The imbalance is most noticeable within the media business, because supply is truly finite. “There is only X amount of units or X amount of commercials within a college football or NFL game,” Mann reminded. And for a brand that wants to reach the masses in Q4 2021, those are the properties to buy.
To be clear, it is not just NFL and college football broadcast windows selling out. Strong demand flows “all the way down to the NHL, e.g. the Nashville Predators on Bally Sports South,” Mann said. “It doesn’t matter what the programming is. All sports are very well sold” in spite of the price hikes.
Team or league sponsorship inventory is never truly sold out. The IP owner can always add another asset if needed, provided the addition does not violate category restrictions. But it has still become tougher and more expensive for brands, particularly those in premier categories (think: financial services, quick-service restaurants), to gain access to top-line properties (think: jersey patch, naming rights).
Neuman said he is seeing the greatest uptick in asking price with assets that deliver significant TV-visible exposure. “The B2B, the hospitality, the tickets, the behind-the-scenes non-media assets, those seem to be fairly static in price,” he said. “But the premium assets, the ones generating the most amount of value for the brand, are seeing [as much as a] 20% increase year-over-year.”
The buyers’ market is undoubtedly a factor in the rising prices of both media and sponsorship assets.
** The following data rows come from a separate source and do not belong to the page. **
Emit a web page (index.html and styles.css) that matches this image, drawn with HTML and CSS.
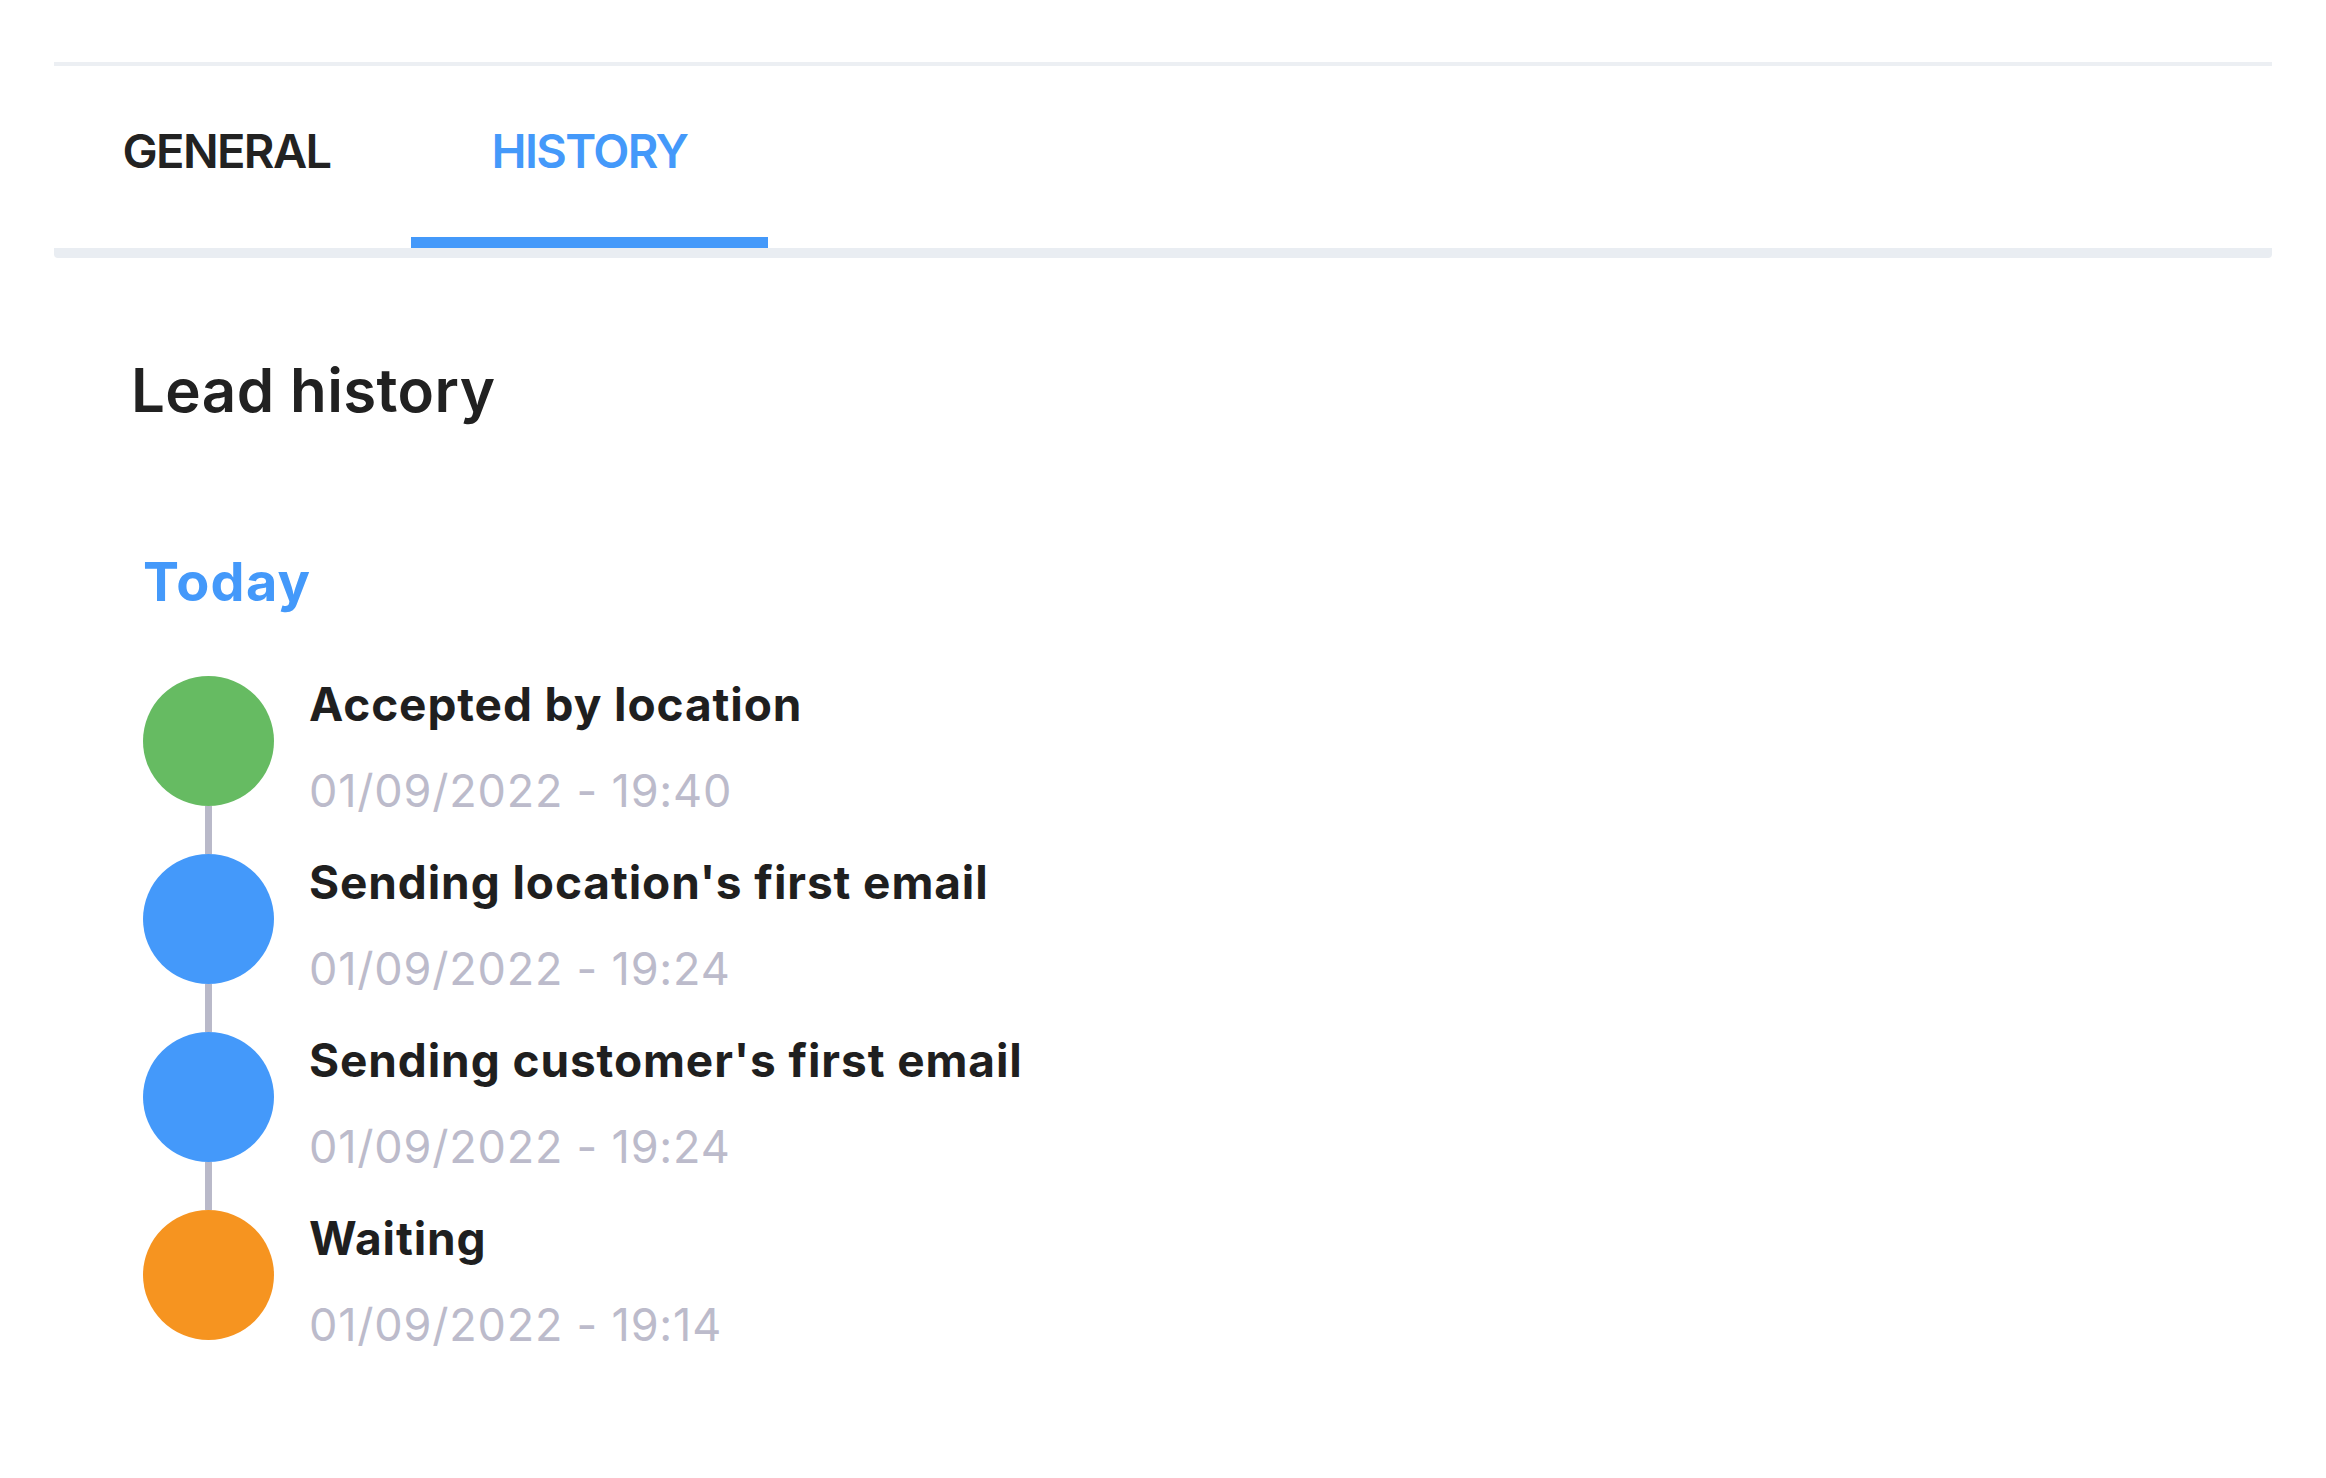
FILE: index.html
```html
<!DOCTYPE html>
<html lang="en">
<head>
<meta charset="utf-8">
<title>Lead history</title>
<link rel="stylesheet" href="styles.css">
</head>
<body>
<div class="page">
  <nav class="tabs">
    <div class="tab tab-first">GENERAL</div>
    <div class="tab tab-active">HISTORY</div>
  </nav>
  <section class="history">
    <h1 class="history-title">Lead history</h1>
    <h2 class="day">Today</h2>
    <ul class="timeline">
      <li class="event">
        <div class="marker"><span class="dot dot-green"></span><span class="line"></span></div>
        <div class="event-text">
          <div class="event-name">Accepted by location</div>
          <div class="event-date">01/09/2022 - 19:40</div>
        </div>
      </li>
      <li class="event">
        <div class="marker"><span class="dot dot-blue"></span><span class="line"></span></div>
        <div class="event-text">
          <div class="event-name">Sending location's first email</div>
          <div class="event-date">01/09/2022 - 19:24</div>
        </div>
      </li>
      <li class="event">
        <div class="marker"><span class="dot dot-blue"></span><span class="line"></span></div>
        <div class="event-text">
          <div class="event-name">Sending customer's first email</div>
          <div class="event-date">01/09/2022 - 19:24</div>
        </div>
      </li>
      <li class="event event-last">
        <div class="marker"><span class="dot dot-orange"></span></div>
        <div class="event-text">
          <div class="event-name">Waiting</div>
          <div class="event-date">01/09/2022 - 19:14</div>
        </div>
      </li>
    </ul>
  </section>
</div>
</body>
</html>
```

FILE: styles.css
```css
* { box-sizing: border-box; }
html, body { margin: 0; background: #ffffff; }
body {
  font-family: Inter, "Open Sans", "Liberation Sans", sans-serif;
  color: #212121;
}
.page {
  padding: 62px 54px 0 54px;
}
.tabs {
  display: flex;
  height: 196px;
  border-top: 4px solid #eceff3;
  border-bottom: 10px solid #e9edf2;
  border-radius: 0 0 4px 4px;
}
.tab {
  width: 357px;
  display: flex;
  align-items: center;
  justify-content: center;
  padding-bottom: 14px;
  font-size: 47px;
  font-weight: 600;
  color: #222222;
  letter-spacing: -1.6px;
}
.tab-first {
  padding-right: 12px;
}
.tab-active {
  color: #4499fa;
  border-bottom: 11px solid #4499fa;
  padding-bottom: 3px;
}
.history {
  padding-left: 89px;
}
.history-title {
  margin: 0;
  margin-left: -12px;
  padding-top: 96px;
  font-size: 60px;
  line-height: 72px;
  font-weight: 600;
  letter-spacing: 0.4px;
  color: #212121;
}
.day {
  margin: 0;
  padding-top: 124px;
  font-size: 54px;
  line-height: 64px;
  font-weight: 700;
  letter-spacing: 1.3px;
  color: #4499fa;
}
.timeline {
  list-style: none;
  margin: 0;
  padding: 0;
  padding-top: 62px;
}
.event {
  display: flex;
  gap: 35px;
}
.marker {
  display: flex;
  flex-direction: column;
  align-items: center;
  width: 131px;
}
.dot {
  width: 131px;
  height: 130px;
  border-radius: 50%;
  flex: none;
}
.dot-green { background: #66bb62; }
.dot-blue { background: #4499fa; }
.dot-orange { background: #f69420; }
.line {
  width: 7px;
  height: 48px;
  background: #b9b9c9;
}
.event-name {
  font-size: 46px;
  line-height: 56px;
  font-weight: 700;
  letter-spacing: 0.9px;
  color: #1f1f1f;
}
.event-date {
  margin-top: 31px;
  font-size: 45px;
  line-height: 56px;
  font-weight: 400;
  letter-spacing: 0.8px;
  color: #bcbbcb;
}
```
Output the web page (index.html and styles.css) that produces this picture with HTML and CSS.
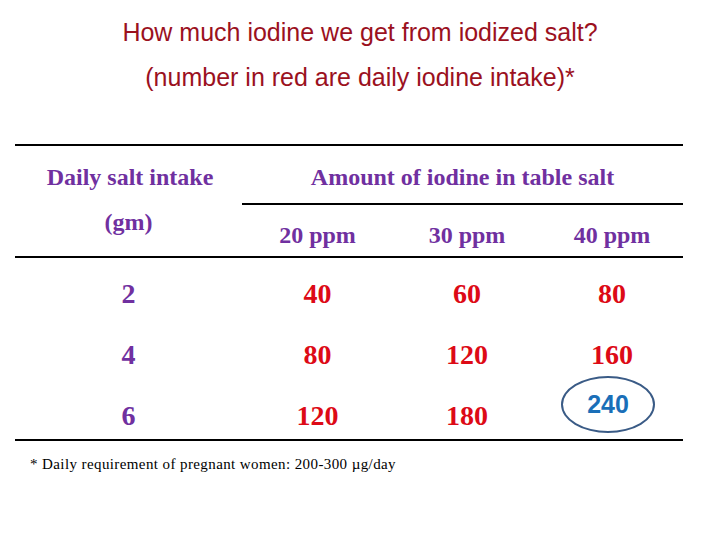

But Mann said inflation should not be overlooked, either. “It’s part of our culture right now. The cost of nearly everything is up,” he said. “You’re not going to stop buying food at the grocery store because prices went up 15%,” and brands are not going to stop buying sponsorships either. Teams, leagues and media companies, who all suffered financially in 2020, know that.
It’s reasonable to wonder if, or when, brands will put their foot down and begin to resist the price hikes. We have not seen it to date. “They are complaining, but they are all buying,” Mann said. That is because there is no real viable alternative to live sports. “If a brand wants TRPs [target rating points], this is where it is at,” he added.
Of course, business is also good for most sports sponsors right now. The S&P 500 recently reported it had recorded its third highest net profit margin since 2008 (in Q3).
It remains to be seen how pricing will be impacted if the economy turns. But Elevent.co co-founder Francis Dumais believes the sponsorship market—at least for the high-profile sponsorship (see: jersey patches and helmet logos)—may experience a near-term setback regardless. “When the renewal period comes in two or three years, we’ll probably see lower values because the broadcast valuation [will not be] as high,” he said. And while the value brands receive on social will likely increase, “the media value on social is a lot less than the media value on broadcast. TV still drives a lot of the value.” Remember, Neuman said the assets increasing most in value right now are TV-visible.
Strong competition for assets could prevent prices from backsliding as linear viewership continues to wane. Neuman cautions against banking on upstart categories, though. He notes there is a history of those who have come on strong (think: pharmaceuticals in early 2000s) to eventually fade away. He also has his doubts the established brands will continue to “overpay for assets that they’ve owned for a long time.”
For the record, the Scout executive does not believe a “drastic reduction in investment” is on the horizon. He says the industry is “getting to the point where we’ll have a stronger understanding of total viewership rather than just linear viewership,” which will show the value proposition across different media is greater than we currently believe it to be.